Europe has shown Africa that Western condemnations of coal and other fossils is little more than a tool the West uses to keep Africa energy-deprived. This, perversely, allows European and American companies to buy up African coal, oil and gas at cheap prices – and then send them to the West for processing and use, creating jobs and lifting the living standards of their people while Africans continue to languish in abject poverty and appalling energy insecurity.
Keeping Africa poor under the guise of “fighting climate change” has been the West’s go-to oppression tool for the last 30 years or so. Africa cannot depend on the West to reverse this situation, and must now put its own and its people’s interests first. Giving Africans better access to education, healthcare, and housing will not be possible without extensive investment in fossil fuels for energy generation. For agriculture to grow, investment in fossil fuels is a must (fertilizer is a by-product of fossil refining).

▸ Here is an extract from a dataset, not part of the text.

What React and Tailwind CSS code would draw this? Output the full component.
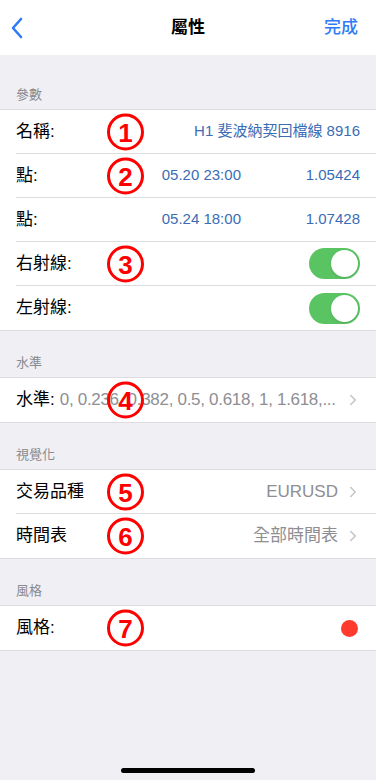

African countries must reconsider their positions on fossil fuels, and must compel financial institutions operating in Africa to fund coal, oil and gas power plants. The poor people of Africa need electricity today, just like Europeans do. But, whereas the Europeans ensure that their people receive what they need, our leaders are bought by Western interests to ensure that we never get what we need to grow and escape poverty.
This must change, and quickly. Europe’s U-turn on coal is a welcome opportunity that Africa must not let slip by. (
— The author is an information systems professional.